Look below. Copy each line that has "code" in it.

Interface markup and scripts
---
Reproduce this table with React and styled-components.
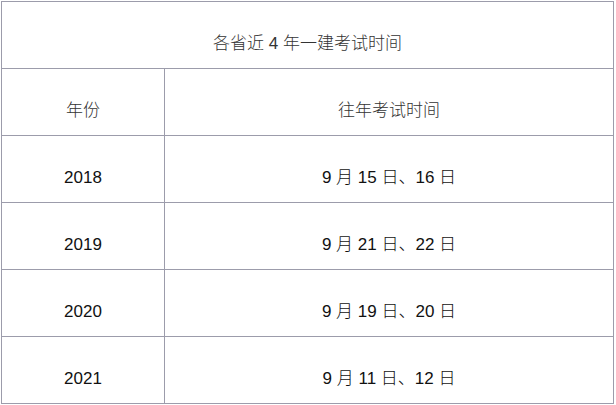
import React from 'react';
import styled, { createGlobalStyle } from 'styled-components';

const GlobalStyle = createGlobalStyle`
    html, body {
        margin: 0;
        padding: 0;
        background: #ffffff;
    }
`

// 역대 시험 일정
const examList = [
    { year: '2018', date: '9 月 15 日、16 日' },
    { year: '2019', date: '9 月 21 日、22 日' },
    { year: '2020', date: '9 月 19 日、20 日' },
    { year: '2021', date: '9 月 11 日、12 日' },
]

function App() {
    return (
        <>
            <GlobalStyle />
            <TableWrap>
                <ExamTable>
                    <colgroup>
                        <col style={{ width: '163px' }} />
                        <col />
                    </colgroup>
                    <tbody>
                        <tr>
                            <Cell colSpan={2}>各省近 4 年一建考试时间</Cell>
                        </tr>
                        <tr>
                            <Cell>年份</Cell>
                            <Cell>往年考试时间</Cell>
                        </tr>
                        {
                            examList.map((exam) => {
                                return (
                                    <tr key={exam.year}>
                                        <Cell $num>{exam.year}</Cell>
                                        <Cell $num>{exam.date}</Cell>
                                    </tr>
                                )
                            })
                        }
                    </tbody>
                </ExamTable>
            </TableWrap>
        </>
    );
}

export default App;

const TableWrap = styled.div`
    padding: 1px 0 0 1px;
`

const ExamTable = styled.table`
    width: 613px;
    border-collapse: collapse;
    table-layout: fixed;
    border: 1px solid #9c9cab;
`

const Cell = styled.td`
    height: 67px;
    box-sizing: border-box;
    padding: 18px 0 0 0;
    border: 1px solid #9c9cab;
    text-align: center;
    vertical-align: middle;
    font-family: 'Liberation Sans', 'Noto Sans CJK SC', sans-serif;
    font-size: 17px;
    font-weight: 300;
    line-height: 20px;
    color: ${props => props.$num ? '#111111' : '#333333'};
    white-space: nowrap;
`
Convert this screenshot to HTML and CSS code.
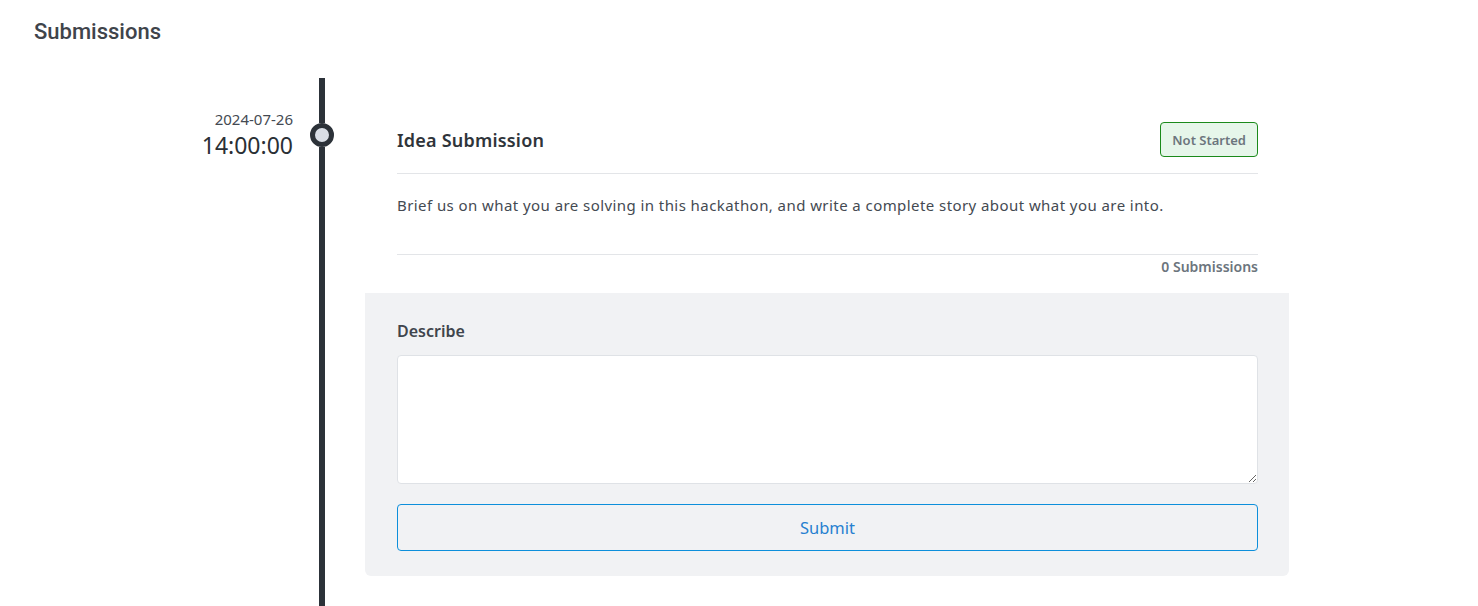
FILE: index.html
```html
<!DOCTYPE html>
<html lang="en">
<head>
<meta charset="utf-8">
<title>Submissions</title>
<link rel="stylesheet" href="styles.css">
</head>
<body>
<main class="page">
  <h2 class="page-title">Submissions</h2>
  <section class="timeline">
    <div class="when">
      <div class="when-date">2024-07-26</div>
      <div class="when-time">14:00:00</div>
    </div>
    <div class="rail">
      <div class="rail-top"></div>
      <div class="rail-dot"></div>
      <div class="rail-rest"></div>
    </div>
    <article class="card">
      <div class="card-body">
        <header class="card-head">
          <h3 class="card-title">Idea Submission</h3>
          <span class="badge">Not Started</span>
        </header>
        <p class="card-desc">Brief us on what you are solving in this hackathon, and write a complete story about what you are into.</p>
        <div class="card-count">0 Submissions</div>
      </div>
      <form class="card-form">
        <label class="form-label" for="describe">Describe</label>
        <textarea id="describe" class="form-text"></textarea>
        <button type="button" class="btn-submit">Submit</button>
      </form>
    </article>
  </section>
</main>
</body>
</html>
```

FILE: styles.css
```css
* { box-sizing: border-box; }
html, body { margin: 0; padding: 0; background: #fff; }
body {
  font-family: "Noto Sans", "Open Sans", sans-serif;
  color: #444a52;
  overflow: hidden;
  height: 606px;
}
.page {
  padding: 18px 0 0 34px;
  height: 100%;
  display: flex;
  flex-direction: column;
}
.page-title {
  margin: 0;
  font-family: Roboto, "Noto Sans", sans-serif;
  font-weight: 500;
  font-size: 22px;
  line-height: 28px;
  color: #3f444b;
}
.timeline {
  margin-top: 32px;
  display: flex;
  flex: 1;
  align-items: stretch;
}
.when {
  width: 259px;
  padding-top: 31px;
  text-align: right;
}
.when-date {
  font-size: 15px;
  line-height: 20px;
  color: #444a52;
}
.when-time {
  font-size: 23px;
  line-height: 28px;
  color: #2a2f35;
  margin-top: 2px;
}
.rail {
  width: 58px;
  display: flex;
  flex-direction: column;
  align-items: center;
}
.rail-top { width: 6px; height: 45px; background: #2c3239; }
.rail-dot {
  width: 24px;
  height: 24px;
  border-radius: 50%;
  border: 5px solid #2c3239;
  background: #d9dee6;
}
.rail-rest { width: 6px; flex: 1; background: #2c3239; }
.card {
  margin-left: 14px;
  width: 924px;
  align-self: flex-start;
}
.card-body {
  padding: 44px 31px 17px 32px;
}
.card-head {
  display: flex;
  align-items: center;
  justify-content: space-between;
  padding-bottom: 16px;
  border-bottom: 1px solid #e3e5e8;
}
.card-title {
  margin: 0;
  font-size: 18px;
  font-weight: 600;
  letter-spacing: 0.2px;
  color: #2f343a;
}
.badge {
  display: inline-flex;
  align-items: center;
  height: 35px;
  padding: 0 11px;
  background: #e6f6ea;
  border: 1px solid #1b8a1b;
  border-radius: 4px;
  font-size: 13px;
  font-weight: 600;
  color: #6c757d;
}
.card-desc {
  margin: 0;
  padding: 20px 0 38px;
  font-size: 15px;
  line-height: 22px;
  letter-spacing: 0.43px;
  border-bottom: 1px solid #e3e5e8;
}
.card-count {
  text-align: right;
  font-size: 14px;
  font-weight: 600;
  line-height: 20px;
  margin-top: 2px;
  margin-bottom: -1px;
  color: #6c757d;
}
.card-form {
  background: #f1f2f4;
  border-radius: 0 0 6px 6px;
  padding: 26px 31px 25px 32px;
  display: flex;
  flex-direction: column;
}
.form-label {
  font-size: 16px;
  font-weight: 600;
  line-height: 24px;
  color: #40454c;
}
.form-text {
  margin-top: 12px;
  height: 129px;
  border: 1px solid #dfe2e6;
  border-radius: 4px;
  background: #fff;
  font-family: inherit;
}
.btn-submit {
  margin-top: 20px;
  height: 47px;
  border: 1px solid #0d8fdb;
  border-radius: 4px;
  background: transparent;
  font-family: inherit;
  font-size: 16.5px;
  color: #2680d0;
}
```
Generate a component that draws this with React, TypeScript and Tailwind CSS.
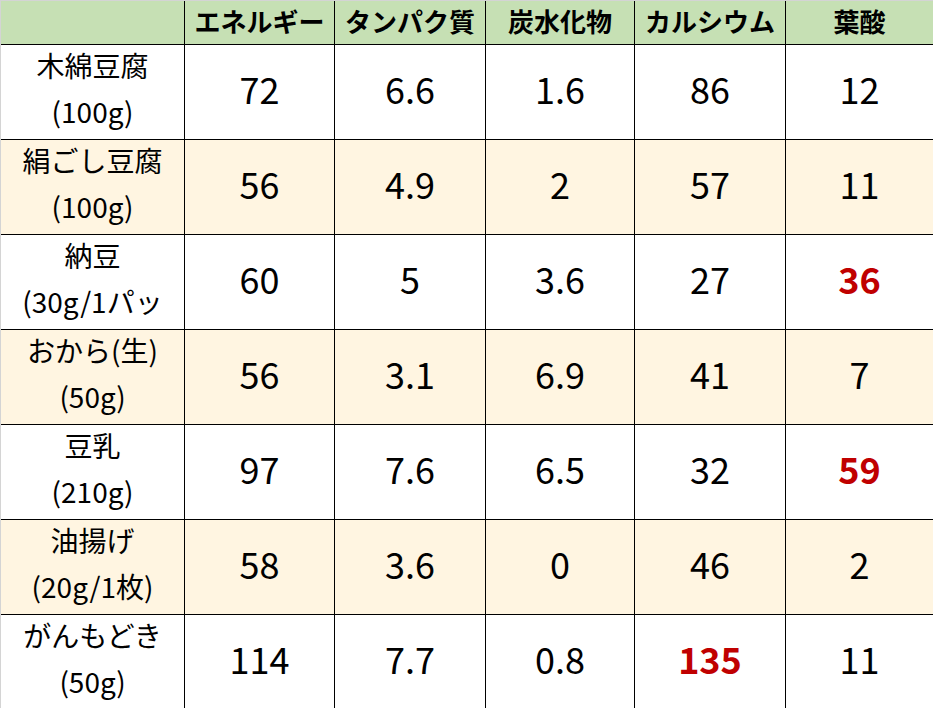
const headers = ["エネルギー", "タンパク質", "炭水化物", "カルシウム", "葉酸"];

type Row = {
  name: string;
  amount: string;
  values: string[];
  red?: number[];
};

const rows: Row[] = [
  { name: "木綿豆腐", amount: "(100g)", values: ["72", "6.6", "1.6", "86", "12"] },
  { name: "絹ごし豆腐", amount: "(100g)", values: ["56", "4.9", "2", "57", "11"] },
  { name: "納豆", amount: "(30g/1パッ", values: ["60", "5", "3.6", "27", "36"], red: [4] },
  { name: "おから(生)", amount: "(50g)", values: ["56", "3.1", "6.9", "41", "7"] },
  { name: "豆乳", amount: "(210g)", values: ["97", "7.6", "6.5", "32", "59"], red: [4] },
  { name: "油揚げ", amount: "(20g/1枚)", values: ["58", "3.6", "0", "46", "2"] },
  { name: "がんもどき", amount: "(50g)", values: ["114", "7.7", "0.8", "135", "11"], red: [3] },
];

const App = () => {
  return (
    <div className="h-[708px] w-[933px] overflow-hidden bg-white font-['Noto_Sans_CJK_JP',sans-serif] text-black">
      <div className="grid grid-cols-[183px_149px_150px_148px_150px_1fr] grid-rows-[43px_repeat(7,94px)] gap-px border-l border-t border-[#d4d4d4] bg-black">
        {/* Header */}
        <div className="bg-[#c6e0b4]" />
        {headers.map((h) => (
          <div key={h} className="flex items-center justify-center bg-[#c6e0b4] pb-1 text-[26px] font-bold leading-none">
            {h}
          </div>
        ))}

        {rows.map((row, i) => {
          const bg = i % 2 === 1 ? "bg-[#fff5e1]" : "bg-white";
          return [
            <div key={`${i}-name`} className={`${bg} flex flex-col items-center justify-center overflow-hidden pb-2 text-[28px] leading-[46px]`}>
              <span className="whitespace-nowrap">{row.name}</span>
              <span className="whitespace-nowrap">{row.amount}</span>
            </div>,
            ...row.values.map((v, j) => (
              <div
                key={`${i}-${j}`}
                className={`${bg} flex items-center justify-center pb-2 text-[36px] leading-none ${
                  row.red?.includes(j) ? "font-bold text-[#c00000]" : ""
                }`}
              >
                {v}
              </div>
            )),
          ];
        })}
      </div>
    </div>
  );
};

export default App;
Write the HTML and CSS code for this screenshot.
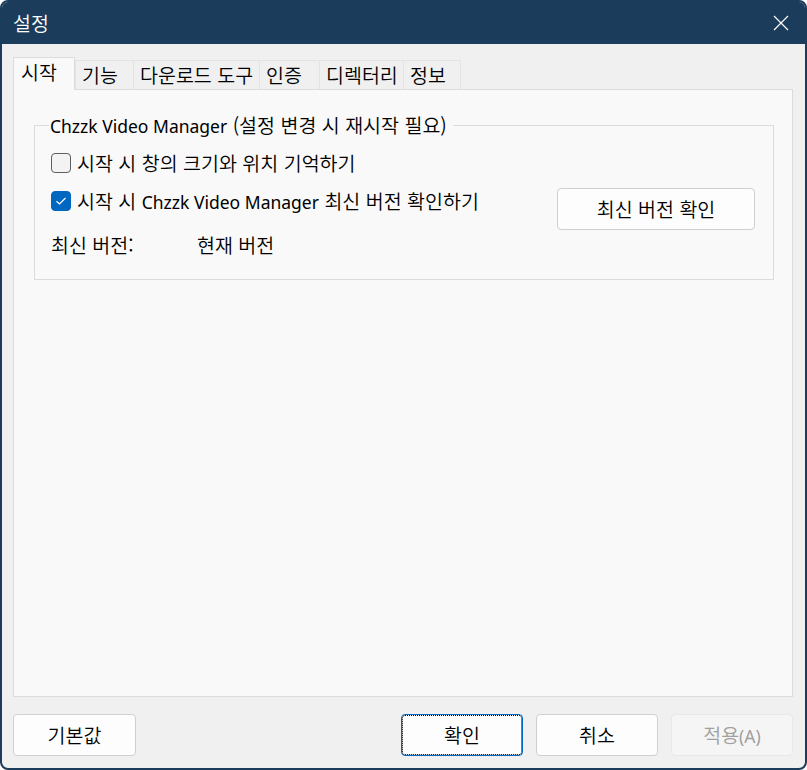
---
= Result of this exercise =
Convert this screenshot to HTML and CSS code.
Write the HTML and CSS code for this screenshot.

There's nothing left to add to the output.